72% of working dads are close to burnout. That’s what Talking Talent revealed recently in their survey of working professionals. Rob Bravo, the man behind that survey, talks to DaddiLife about his thoughts on the eye opening results, and why this needs to be just the start of a bigger conversation about our worklife.
From corporate marketing to corporate wellbeing
Safe to say Rob Bravo has had an interesting career! As one of the directors at Talking Talent he’s been coaching in the workplace for the last 10 years, and as a dad of 3 himself, he also somehow manages to find the time to coach Rugby!
But life wasn’t always like this. Rob spent 25 years in the corporate space, across marketing first, then HR mainly in the financial services industry. It was that time that turned out to be rather transformative.
Modern Worklife – Selling a Marathon, but expecting a Sprinter
During his time across financial services, he saw more of a behaviour that needed addressing:
‘Organisations tend to say they have a long term view. They sell that as their vision, and yet expect people to perform for the short term.’

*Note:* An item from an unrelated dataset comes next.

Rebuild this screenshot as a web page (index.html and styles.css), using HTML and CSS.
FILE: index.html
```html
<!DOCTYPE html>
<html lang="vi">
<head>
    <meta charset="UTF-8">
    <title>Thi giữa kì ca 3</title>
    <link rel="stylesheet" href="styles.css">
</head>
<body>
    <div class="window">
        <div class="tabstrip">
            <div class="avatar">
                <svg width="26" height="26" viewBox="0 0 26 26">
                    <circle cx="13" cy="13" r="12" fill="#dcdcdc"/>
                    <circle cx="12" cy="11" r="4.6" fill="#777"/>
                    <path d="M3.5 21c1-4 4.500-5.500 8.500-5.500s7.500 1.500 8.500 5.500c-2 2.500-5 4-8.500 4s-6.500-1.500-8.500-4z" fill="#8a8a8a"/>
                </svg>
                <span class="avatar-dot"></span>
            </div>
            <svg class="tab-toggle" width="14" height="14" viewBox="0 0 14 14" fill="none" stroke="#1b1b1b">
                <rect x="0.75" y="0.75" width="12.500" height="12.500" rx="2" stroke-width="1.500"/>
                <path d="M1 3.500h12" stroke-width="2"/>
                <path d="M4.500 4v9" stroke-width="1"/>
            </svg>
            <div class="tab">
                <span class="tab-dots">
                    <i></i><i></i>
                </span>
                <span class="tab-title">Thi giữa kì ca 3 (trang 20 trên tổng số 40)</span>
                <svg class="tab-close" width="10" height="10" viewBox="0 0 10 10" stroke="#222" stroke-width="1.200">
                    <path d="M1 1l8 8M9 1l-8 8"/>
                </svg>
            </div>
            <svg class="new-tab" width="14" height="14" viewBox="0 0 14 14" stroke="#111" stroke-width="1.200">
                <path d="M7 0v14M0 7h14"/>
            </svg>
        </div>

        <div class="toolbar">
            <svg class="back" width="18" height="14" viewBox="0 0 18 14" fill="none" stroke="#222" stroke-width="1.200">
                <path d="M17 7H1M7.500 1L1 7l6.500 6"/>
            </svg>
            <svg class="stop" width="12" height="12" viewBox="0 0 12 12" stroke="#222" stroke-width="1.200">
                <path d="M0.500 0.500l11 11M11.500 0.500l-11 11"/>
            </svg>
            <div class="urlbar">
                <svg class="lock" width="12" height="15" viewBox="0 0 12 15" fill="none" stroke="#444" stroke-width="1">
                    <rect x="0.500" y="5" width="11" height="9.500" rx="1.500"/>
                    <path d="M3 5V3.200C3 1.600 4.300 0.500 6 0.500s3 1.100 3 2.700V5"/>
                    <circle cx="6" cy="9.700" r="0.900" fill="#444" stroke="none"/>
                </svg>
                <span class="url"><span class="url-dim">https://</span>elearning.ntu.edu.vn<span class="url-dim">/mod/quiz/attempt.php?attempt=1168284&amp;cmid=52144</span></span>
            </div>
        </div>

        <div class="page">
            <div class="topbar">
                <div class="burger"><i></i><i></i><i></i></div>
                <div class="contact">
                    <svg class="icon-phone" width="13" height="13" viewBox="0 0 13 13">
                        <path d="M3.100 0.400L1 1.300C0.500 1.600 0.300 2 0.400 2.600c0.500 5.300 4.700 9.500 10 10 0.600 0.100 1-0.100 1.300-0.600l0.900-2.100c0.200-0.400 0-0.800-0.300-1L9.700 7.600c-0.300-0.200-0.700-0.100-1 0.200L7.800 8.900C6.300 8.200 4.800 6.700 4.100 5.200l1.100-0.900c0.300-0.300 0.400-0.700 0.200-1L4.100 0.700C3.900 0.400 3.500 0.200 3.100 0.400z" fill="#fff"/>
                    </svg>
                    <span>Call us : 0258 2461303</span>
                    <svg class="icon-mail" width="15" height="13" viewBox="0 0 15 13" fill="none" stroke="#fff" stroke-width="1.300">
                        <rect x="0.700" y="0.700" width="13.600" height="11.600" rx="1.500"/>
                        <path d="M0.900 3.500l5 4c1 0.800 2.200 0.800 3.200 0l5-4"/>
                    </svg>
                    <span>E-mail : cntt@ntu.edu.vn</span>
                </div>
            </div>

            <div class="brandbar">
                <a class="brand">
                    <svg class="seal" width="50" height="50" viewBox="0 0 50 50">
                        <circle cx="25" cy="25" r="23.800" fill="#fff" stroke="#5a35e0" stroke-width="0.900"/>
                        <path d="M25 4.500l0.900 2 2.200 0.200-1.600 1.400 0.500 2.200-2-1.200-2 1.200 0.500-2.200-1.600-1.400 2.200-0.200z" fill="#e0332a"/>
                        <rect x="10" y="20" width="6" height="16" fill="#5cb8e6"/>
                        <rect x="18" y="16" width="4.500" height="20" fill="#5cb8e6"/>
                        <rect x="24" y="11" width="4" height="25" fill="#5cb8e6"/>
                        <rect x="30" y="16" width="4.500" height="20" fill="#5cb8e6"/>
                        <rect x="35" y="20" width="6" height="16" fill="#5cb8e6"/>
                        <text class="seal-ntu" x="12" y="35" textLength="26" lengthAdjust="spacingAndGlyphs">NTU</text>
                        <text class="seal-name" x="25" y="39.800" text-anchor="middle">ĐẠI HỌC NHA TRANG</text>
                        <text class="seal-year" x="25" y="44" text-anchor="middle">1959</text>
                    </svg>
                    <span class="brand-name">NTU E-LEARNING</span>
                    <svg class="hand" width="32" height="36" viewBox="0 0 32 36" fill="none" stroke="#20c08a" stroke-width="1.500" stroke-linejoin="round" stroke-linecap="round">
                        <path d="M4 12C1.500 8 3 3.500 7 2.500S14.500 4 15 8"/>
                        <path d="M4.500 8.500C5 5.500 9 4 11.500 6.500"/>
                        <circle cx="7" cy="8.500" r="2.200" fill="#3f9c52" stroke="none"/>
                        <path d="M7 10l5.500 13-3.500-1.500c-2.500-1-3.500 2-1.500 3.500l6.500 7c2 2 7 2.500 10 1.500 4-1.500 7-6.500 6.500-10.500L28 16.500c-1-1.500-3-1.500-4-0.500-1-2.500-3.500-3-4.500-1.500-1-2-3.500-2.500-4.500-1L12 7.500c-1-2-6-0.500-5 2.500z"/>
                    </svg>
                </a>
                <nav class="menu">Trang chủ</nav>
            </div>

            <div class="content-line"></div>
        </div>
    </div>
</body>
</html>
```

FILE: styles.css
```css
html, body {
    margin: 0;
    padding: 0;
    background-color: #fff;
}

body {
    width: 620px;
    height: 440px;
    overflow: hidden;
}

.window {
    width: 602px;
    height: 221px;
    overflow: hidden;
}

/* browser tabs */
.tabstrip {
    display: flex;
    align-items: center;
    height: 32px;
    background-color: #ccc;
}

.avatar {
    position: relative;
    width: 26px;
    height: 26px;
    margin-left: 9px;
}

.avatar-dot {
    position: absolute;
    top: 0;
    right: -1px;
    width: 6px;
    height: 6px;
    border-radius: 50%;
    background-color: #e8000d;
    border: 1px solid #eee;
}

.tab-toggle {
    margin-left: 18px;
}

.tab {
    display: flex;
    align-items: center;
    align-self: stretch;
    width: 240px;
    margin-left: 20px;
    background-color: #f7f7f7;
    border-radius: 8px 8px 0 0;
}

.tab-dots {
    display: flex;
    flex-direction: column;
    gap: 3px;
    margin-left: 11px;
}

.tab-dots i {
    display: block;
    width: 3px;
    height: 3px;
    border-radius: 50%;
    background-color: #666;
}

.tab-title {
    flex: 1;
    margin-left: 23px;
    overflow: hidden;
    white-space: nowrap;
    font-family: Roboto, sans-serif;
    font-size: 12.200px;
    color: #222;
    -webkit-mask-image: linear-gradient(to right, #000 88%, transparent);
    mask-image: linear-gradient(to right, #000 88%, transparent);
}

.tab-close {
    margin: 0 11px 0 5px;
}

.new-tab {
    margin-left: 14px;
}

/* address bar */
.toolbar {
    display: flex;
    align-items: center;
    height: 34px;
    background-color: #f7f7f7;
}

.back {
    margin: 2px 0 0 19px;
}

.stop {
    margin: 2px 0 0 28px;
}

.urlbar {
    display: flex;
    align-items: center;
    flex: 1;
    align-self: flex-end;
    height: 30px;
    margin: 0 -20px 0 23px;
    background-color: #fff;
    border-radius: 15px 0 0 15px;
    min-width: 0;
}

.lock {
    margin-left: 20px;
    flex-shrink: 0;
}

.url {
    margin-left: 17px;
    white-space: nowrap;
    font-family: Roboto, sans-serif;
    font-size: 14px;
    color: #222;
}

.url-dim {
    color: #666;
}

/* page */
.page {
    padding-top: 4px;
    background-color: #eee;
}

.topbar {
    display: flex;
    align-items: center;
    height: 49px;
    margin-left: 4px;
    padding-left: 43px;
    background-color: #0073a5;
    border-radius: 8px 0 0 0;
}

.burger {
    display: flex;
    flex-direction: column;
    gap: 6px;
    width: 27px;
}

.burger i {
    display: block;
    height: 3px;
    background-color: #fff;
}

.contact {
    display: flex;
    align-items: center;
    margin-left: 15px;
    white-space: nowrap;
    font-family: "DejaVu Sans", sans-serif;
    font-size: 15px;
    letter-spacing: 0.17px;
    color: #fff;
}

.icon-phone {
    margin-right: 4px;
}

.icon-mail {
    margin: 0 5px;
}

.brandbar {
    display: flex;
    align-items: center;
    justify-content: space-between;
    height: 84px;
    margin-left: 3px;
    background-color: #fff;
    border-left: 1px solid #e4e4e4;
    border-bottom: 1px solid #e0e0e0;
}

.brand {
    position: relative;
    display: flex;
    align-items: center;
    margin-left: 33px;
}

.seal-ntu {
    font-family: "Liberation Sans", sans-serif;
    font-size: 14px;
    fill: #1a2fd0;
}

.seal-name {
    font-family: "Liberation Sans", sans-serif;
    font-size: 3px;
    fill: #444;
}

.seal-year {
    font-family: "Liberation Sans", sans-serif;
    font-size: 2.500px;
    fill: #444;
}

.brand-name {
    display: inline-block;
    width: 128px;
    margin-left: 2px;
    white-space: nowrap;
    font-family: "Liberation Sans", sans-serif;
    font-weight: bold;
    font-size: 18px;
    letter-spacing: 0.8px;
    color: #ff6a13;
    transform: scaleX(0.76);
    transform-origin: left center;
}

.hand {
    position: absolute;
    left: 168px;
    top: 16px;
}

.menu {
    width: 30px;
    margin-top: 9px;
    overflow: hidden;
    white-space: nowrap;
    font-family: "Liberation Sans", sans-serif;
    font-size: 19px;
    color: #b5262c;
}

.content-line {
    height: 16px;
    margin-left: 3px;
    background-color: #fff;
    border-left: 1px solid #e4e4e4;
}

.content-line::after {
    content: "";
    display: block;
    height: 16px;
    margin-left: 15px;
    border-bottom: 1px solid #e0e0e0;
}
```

It was that insight that guided Rob through a coaching career where he’s coached hundreds of mums and dads going through various worklife areas.
When Rob joined Talking Talent to look at the Wellbeing agenda he said something was emerging – ‘we were finding more and more themes that there were pointing to real issues of balance and wellbeing. There was a gut instinct that many people were approaching burnout, and we wanted to really test that assumption.’
He wanted to look particularly at how burnout was affecting different groups of people, using the knowledge around the Maslach Burnout inventory that states Emotional Exhaustion, Depersonalisation, and Reduced Personal Accomplishment as the signs of real burnout.
Amongst the eye opening results were that:
- More than half (57%) of all professionals feel worn out by work;
- This number rises to over two-thirds (67%) for working parents; and 72% of working dads;
- And rises further to 70% of senior managers who feel the same way;
- 58% of senior managers report that they often lose focus at work;
- More than half (57%) of graduates feel worn out by work;
- Two-thirds of graduates (66%) feel they give a lot but get little in return;
- And three-quarters (75%) of professionals aged 25-34 already feel worn out by work.
Time to give dad’s a genuine voice
While the extent of the results even surprised Rob, he told us that this needs to be the very start of the conversation, not just a shock statistic.
“Many dads have never given themselves permission to think about how they’re going to be as a dad”
It’s that insight that, he says, is creating ever more pressure in the workplace for dads. He told us of how some dads even invented fictional meetings at 17:00 just so they could leave ‘on time – without fear of being judged. Isn’t it time to have a serious conversation at work?
But who owns it?
The area of burnout in our worklife is a tricky one to assign to any one particular group at a company. ‘It isn’t just ‘HR’s responsibility,’ it needs to be a larger part of ‘leadership’s responsibility’ to put mental health awareness on the agenda throughout the organization.
And what about those dads going through worklife wellbeing problems right now? Well, here’s what Rob suggests:
- It’s time to be more courageous amongst dads – we need to have the slightly more difficult conversations with our line managers.
- Dad’s need to go into those conversations saying – ‘It’s important for me to be that part of myself. And this is what I need from you. It might just be I need you to know it. Or more flexibility, without fear that my performance won’t be judged.’
- Equally for any line managers – they need to recognize that they need to give the same level of support to new fathers, as they would do with new mothers.
- It’s all about being aligned to what’s important to them as people.
Isn’t it about time we get the know the human being, not the human-doing?